As for the second, the Commission wisely decided that “that States which have authority to approve the siting of facilities should have one full year to consider a siting application without there being any overlapping Commission process,” and therefore found that, “in cases where our jurisdiction rests on FPA section 216(b)(1)(C), the pre-filing process should not commence until one year after the relevant State applications have been filed.”[11]  This policy was not set in stone, of course — the Commission noted that it would “reconsider the issue” if in the future it turned out “that the lack of a Commission pre-filing process prior to the end of the one year is delaying projects or otherwise not in the public interest.”[12]  

This was sound policy in 2006, and I am not convinced that the intervening years have taught us that “the lack of a Commission pre-filing process prior to the end of the one year is delaying projects or otherwise not in the public interest.”[13]  Nor did Congress, in the IIJA, do anything to suggest that commencement of the Commission’s pre-filing process should be accelerated — although of course it could have. 

Nonetheless, I support this order, in its current form, because I believe that the proposal to allow states a 90-day comment period following a year of pre-filing processes may afford adequate protection for the states and their processes, provided that the Commission’s pre-filing process does not begin before the relevant state processes have been commenced.  This order actually invites comment on whether FERC’s pre-filing processes should be allowed to commence prior to the initiation of state proceedings.[14]  I would not even have raised that prospect.  I ask states in particular to review closely and comment on these provisions.  There are also other examples of this order going beyond where it needed to go.[15] 

To be clear, I have no concern with informal communications between applicants and Commission staff before the states have had a year to act.  Nor do I have any concern with allowing an initial consultation or other preparatory work during this one-year period.  But as discussed above, I believe strongly that the states should have an opportunity to complete their processes without any impediment or distraction from Commission proceedings. 

I support revising the Commission’s Regulations to reflect the modest expansion of its authority worked on FPA section 216 by the IIJA, and I am inclined to believe that the 90-day comment period afforded to states at the close of a year’s worth of pre-filing may adequately protect a state’s interests.  To that extent, I support putting this order out for comment and I look forward to the comments the Commission will receive. 
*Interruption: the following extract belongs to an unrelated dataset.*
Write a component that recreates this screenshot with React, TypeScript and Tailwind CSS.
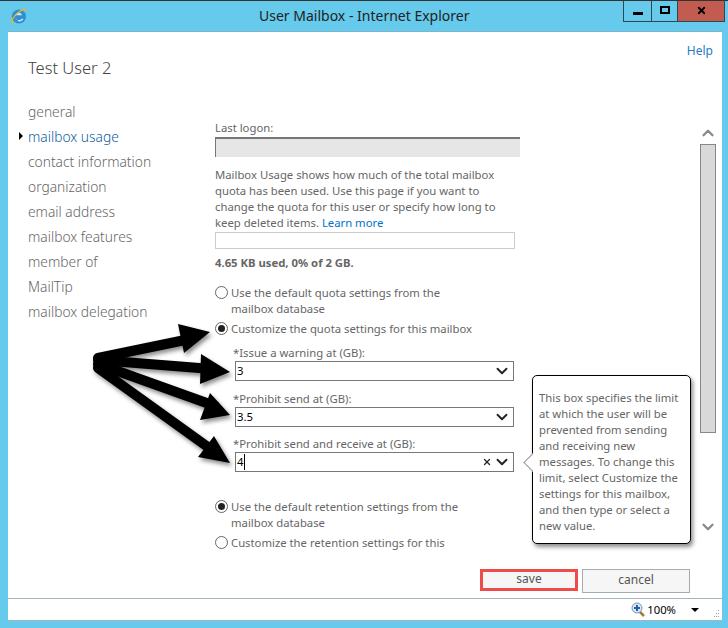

For these reasons, I concur.

 

[1] The Infrastructure Investment and Jobs Act (IIJA), Pub. L. 117-58, § 40105, 135 Stat. 429 (2021), amended section 216 of the Federal Power Act (FPA) in certain respects.  Most notably, it explicitly allows the Commission to grant transmission siting authority even when a state has denied an application within one year.  16 U.S.C. 824p(b)(1)(C) (as amended by IIJA section 1221). 

[2] Applications for Permits to Site Interstate Electric Transmission Facilities, 181 FERC ¶ 61,205 (2022) (Backstop Siting NOPR).

[3] For example, the Potomac-Appalachian Transmission Highline (PATH) Project — which was abandoned, and never even completed — spawned several years of litigation and imposed many millions of dollars in costs (including return on equity) to ratepayers.  See Newman v. FERC, 27 F.4th 690 (D.C. Cir. 2022) (noting that PATH sought recovery through rates of over $121 million in abandonment costs alone, charges that were litigated over several years).  

[4] See, e.g., RRA Regulatory Focus An Overview of Transmission Ratemaking in the U.S. — 2021 Update, S&P Global Market Intelligence, Sept. 16, 2021 (“Growth in aggregate transmission rate base, 2012-2020” chart at page 3, showing increase from $57.8 billion to $131.7 billion); see also Jim O’Reilly, PJM, AEP transcos drive 9.17% YOY [year-over-year] increase in US transmission rate base, S&P Capital IQ Pro, November 1, 2022 (“Transmission rate base among a group of 76 utilities in the U.S. maintained year-over-year growth above 9% for the third consecutive year . . . .”.”) (emphasis added).

[5] Backstop Siting NOPR, 181 FERC ¶ 61,205 at PP 21-23.

[6] Pub. L. 109-58, § 1221, 119 Stat. 594 (2005) (amended 2021) (EPAct 2005).

[7] See Backstop Siting NOPR, 181 FERC ¶ 61,205 at PP 2-7.

[8] Regulations for Filing Applications for Permits to Site Interstate Electric Transmission Facilities, Order No. 689, FERC Stats. & Regs. ¶ 31,234 (2006) (Order No. 689), reh’g denied, 119 FERC ¶ 61,154  (2007).

[9] Id. P 20; see also id. P 19 (same).  I won’t opine on whether this construction is correct or not — though seemingly reasonable, it doesn’t seem to be rooted in anything more than an inference from the fact that the Commission may act if the state has failed to do so within a year — but I will observe that it is not compelled by citations to the statutory text or legislative history.

[10] Piedmont Envtl. Council v. FERC, 558 F.3d 304 (4th Cir. 2009) (Piedmont), cert. denied, 558 U.S. 1147 (2010).

[11] Order No. 689, FERC Stats. & Regs. ¶ 31,234 at P 21 (footnote omitted). 

[12] Id.

[13] Id.

[14] Backstop Siting NOPR, 181 FERC ¶ 61,205 at P 23.

[15] For example, the order proposes a new regulatory definition of “environmental justice community.”  Id. P 32.  This concept has been in flux since it was created and it continues to evolve; nothing in the IIJA’s amendments to FPA ssection 216 either explicitly or implicitly requires the Commission to adopt any such definition at all herein.